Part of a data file
--- BEGIN ---

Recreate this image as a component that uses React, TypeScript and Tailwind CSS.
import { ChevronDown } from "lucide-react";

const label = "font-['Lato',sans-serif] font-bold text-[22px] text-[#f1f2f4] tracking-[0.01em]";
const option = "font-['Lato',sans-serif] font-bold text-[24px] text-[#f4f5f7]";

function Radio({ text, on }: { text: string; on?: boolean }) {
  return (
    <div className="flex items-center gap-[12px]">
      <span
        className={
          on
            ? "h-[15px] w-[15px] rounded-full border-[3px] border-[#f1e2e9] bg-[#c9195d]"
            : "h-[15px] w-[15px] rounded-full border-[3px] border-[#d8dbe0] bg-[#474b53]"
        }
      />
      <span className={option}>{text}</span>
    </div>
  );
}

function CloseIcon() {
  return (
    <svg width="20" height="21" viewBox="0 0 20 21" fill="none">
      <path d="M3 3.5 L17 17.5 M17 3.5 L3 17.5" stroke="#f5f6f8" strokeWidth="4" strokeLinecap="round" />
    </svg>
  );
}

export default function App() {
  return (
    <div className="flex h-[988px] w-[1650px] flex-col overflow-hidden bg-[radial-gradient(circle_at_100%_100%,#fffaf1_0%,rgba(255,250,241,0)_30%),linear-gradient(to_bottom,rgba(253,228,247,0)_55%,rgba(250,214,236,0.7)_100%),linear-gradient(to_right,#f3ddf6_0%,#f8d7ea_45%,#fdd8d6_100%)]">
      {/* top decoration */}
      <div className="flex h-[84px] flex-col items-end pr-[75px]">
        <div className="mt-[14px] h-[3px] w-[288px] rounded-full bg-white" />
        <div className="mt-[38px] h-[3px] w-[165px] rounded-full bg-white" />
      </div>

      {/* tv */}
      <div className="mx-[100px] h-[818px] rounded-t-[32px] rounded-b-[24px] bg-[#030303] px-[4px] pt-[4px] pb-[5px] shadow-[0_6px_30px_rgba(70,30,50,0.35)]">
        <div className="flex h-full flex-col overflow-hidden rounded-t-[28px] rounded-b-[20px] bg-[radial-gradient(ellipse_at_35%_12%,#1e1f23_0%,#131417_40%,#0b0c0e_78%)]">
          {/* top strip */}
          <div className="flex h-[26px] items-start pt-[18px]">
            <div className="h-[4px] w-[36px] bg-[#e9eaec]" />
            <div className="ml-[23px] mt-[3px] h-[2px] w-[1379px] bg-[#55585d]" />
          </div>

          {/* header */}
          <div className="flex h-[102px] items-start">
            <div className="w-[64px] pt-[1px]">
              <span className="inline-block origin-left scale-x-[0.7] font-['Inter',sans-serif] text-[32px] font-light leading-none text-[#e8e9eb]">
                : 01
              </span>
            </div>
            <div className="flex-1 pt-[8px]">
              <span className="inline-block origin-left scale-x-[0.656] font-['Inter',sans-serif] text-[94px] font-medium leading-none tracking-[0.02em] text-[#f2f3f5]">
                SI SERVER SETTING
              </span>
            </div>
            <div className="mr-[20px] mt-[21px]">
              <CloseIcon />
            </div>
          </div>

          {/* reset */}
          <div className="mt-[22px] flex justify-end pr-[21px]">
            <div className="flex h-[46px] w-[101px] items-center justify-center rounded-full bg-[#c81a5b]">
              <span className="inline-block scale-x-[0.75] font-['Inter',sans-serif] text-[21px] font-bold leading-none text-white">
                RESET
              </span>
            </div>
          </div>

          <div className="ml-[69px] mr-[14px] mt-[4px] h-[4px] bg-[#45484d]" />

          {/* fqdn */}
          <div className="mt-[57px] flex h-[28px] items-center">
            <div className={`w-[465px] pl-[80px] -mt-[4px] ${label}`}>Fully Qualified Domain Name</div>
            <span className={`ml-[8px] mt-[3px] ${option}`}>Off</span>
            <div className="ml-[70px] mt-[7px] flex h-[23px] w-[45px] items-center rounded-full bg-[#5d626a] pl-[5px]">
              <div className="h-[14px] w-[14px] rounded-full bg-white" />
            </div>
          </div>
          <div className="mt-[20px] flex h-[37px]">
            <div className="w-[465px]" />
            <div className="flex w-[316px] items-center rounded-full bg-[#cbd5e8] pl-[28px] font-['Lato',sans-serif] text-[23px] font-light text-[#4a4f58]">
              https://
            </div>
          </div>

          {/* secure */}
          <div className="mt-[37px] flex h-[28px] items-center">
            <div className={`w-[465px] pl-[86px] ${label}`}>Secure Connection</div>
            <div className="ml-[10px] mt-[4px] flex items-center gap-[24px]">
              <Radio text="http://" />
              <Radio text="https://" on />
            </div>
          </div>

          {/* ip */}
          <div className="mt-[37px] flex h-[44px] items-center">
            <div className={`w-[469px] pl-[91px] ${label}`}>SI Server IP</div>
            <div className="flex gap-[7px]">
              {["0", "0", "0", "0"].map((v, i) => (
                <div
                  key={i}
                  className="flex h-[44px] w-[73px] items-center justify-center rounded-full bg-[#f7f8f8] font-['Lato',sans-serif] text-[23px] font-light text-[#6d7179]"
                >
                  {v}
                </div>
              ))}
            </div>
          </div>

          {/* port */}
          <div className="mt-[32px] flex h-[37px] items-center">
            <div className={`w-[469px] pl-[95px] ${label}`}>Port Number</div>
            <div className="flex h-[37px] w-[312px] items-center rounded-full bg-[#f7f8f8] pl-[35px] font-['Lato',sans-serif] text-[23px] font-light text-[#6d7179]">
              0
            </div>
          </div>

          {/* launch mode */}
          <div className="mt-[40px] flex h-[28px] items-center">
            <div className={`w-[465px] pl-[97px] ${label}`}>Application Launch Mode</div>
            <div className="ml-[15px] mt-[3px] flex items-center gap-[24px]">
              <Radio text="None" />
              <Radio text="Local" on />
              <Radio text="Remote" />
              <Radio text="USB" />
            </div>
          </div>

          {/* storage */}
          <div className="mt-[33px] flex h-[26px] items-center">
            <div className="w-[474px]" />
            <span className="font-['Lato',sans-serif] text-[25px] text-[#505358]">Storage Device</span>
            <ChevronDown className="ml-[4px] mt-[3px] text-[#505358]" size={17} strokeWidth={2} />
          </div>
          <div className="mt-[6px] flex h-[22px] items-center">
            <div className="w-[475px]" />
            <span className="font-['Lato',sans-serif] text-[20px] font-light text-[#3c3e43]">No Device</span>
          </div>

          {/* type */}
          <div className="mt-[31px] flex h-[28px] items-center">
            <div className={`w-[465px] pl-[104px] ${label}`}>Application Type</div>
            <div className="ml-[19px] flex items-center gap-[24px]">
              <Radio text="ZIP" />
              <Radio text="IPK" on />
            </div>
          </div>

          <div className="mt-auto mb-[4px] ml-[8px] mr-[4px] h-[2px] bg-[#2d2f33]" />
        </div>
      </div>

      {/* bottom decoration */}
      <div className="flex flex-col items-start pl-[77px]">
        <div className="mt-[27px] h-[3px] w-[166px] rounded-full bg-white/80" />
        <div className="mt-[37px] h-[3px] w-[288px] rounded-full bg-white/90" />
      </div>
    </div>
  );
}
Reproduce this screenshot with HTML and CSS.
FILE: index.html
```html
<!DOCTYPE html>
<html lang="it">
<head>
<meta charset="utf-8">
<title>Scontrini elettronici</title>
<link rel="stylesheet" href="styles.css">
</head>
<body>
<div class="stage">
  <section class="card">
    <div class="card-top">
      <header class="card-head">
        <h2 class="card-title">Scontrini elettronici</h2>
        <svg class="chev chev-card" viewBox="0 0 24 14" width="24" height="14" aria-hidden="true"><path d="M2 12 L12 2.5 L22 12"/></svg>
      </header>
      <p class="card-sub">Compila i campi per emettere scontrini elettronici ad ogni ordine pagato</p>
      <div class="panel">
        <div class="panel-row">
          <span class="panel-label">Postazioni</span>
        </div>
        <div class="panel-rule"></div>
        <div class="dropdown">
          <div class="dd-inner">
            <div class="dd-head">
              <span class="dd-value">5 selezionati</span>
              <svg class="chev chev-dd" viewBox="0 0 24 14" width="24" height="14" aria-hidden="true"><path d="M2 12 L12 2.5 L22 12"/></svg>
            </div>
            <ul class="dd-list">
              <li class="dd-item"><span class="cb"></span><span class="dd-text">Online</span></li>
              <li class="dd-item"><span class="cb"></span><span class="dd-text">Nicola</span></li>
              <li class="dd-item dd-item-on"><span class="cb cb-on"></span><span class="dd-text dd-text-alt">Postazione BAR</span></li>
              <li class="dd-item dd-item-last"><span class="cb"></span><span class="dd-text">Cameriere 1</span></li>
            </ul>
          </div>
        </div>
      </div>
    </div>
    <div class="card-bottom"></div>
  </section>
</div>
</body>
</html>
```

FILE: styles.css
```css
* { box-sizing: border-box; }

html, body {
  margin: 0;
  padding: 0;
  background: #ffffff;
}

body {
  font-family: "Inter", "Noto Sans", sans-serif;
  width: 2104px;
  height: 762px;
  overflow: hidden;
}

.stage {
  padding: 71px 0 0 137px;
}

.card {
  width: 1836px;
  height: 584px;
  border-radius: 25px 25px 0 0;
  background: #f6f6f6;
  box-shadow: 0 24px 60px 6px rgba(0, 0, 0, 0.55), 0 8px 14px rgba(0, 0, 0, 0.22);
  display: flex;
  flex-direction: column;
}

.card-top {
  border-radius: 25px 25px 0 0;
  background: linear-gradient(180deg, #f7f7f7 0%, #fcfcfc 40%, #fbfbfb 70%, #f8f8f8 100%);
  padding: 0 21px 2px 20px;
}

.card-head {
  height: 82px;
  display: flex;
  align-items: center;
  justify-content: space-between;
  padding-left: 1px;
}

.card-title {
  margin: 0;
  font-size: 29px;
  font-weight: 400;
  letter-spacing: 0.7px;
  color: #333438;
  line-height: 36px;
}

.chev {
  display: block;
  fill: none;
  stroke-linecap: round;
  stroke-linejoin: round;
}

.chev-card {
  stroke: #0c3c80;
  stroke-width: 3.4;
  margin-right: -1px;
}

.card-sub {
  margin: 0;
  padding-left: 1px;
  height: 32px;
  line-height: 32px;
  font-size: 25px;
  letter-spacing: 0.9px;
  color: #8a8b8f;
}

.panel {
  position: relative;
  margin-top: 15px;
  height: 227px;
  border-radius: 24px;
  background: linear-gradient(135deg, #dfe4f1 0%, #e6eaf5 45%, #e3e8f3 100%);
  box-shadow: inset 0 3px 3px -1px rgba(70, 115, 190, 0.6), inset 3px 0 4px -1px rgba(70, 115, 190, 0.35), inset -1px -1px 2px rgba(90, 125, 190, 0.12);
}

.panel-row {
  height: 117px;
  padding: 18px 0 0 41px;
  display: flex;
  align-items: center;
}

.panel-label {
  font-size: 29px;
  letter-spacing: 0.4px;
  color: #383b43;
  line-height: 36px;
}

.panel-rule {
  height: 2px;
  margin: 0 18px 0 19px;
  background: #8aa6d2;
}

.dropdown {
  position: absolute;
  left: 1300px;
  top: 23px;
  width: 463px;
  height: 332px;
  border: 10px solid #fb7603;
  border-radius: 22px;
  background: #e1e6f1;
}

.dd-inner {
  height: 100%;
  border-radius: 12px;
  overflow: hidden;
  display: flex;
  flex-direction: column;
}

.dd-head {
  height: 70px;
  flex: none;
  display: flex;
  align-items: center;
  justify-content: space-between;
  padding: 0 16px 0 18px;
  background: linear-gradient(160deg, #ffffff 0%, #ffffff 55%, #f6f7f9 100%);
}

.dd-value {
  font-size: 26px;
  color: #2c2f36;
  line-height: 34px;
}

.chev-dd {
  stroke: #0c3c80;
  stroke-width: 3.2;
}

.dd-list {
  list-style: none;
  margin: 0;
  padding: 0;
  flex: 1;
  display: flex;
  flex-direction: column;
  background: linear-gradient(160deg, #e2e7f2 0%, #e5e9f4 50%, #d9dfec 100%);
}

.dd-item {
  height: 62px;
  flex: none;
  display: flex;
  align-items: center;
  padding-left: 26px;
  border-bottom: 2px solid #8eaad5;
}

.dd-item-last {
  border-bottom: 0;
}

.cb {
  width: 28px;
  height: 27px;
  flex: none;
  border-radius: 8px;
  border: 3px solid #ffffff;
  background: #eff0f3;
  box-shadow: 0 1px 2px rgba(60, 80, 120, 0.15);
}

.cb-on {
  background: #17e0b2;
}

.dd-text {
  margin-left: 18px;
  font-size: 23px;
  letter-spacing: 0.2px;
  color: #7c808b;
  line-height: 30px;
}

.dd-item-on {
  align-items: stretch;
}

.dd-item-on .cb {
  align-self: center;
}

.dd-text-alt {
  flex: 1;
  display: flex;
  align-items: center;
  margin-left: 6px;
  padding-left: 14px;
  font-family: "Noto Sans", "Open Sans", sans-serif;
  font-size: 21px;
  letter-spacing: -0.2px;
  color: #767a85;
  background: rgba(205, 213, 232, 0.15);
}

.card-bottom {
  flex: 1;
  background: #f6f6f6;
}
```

--- END ---

● **DIRECTIVE**
Consider the entries above and return each line with the string "this".

● **WRITTEN ANSWER**
Recreate this image as a component that uses React, TypeScript and Tailwind CSS.
Reproduce this screenshot with HTML and CSS.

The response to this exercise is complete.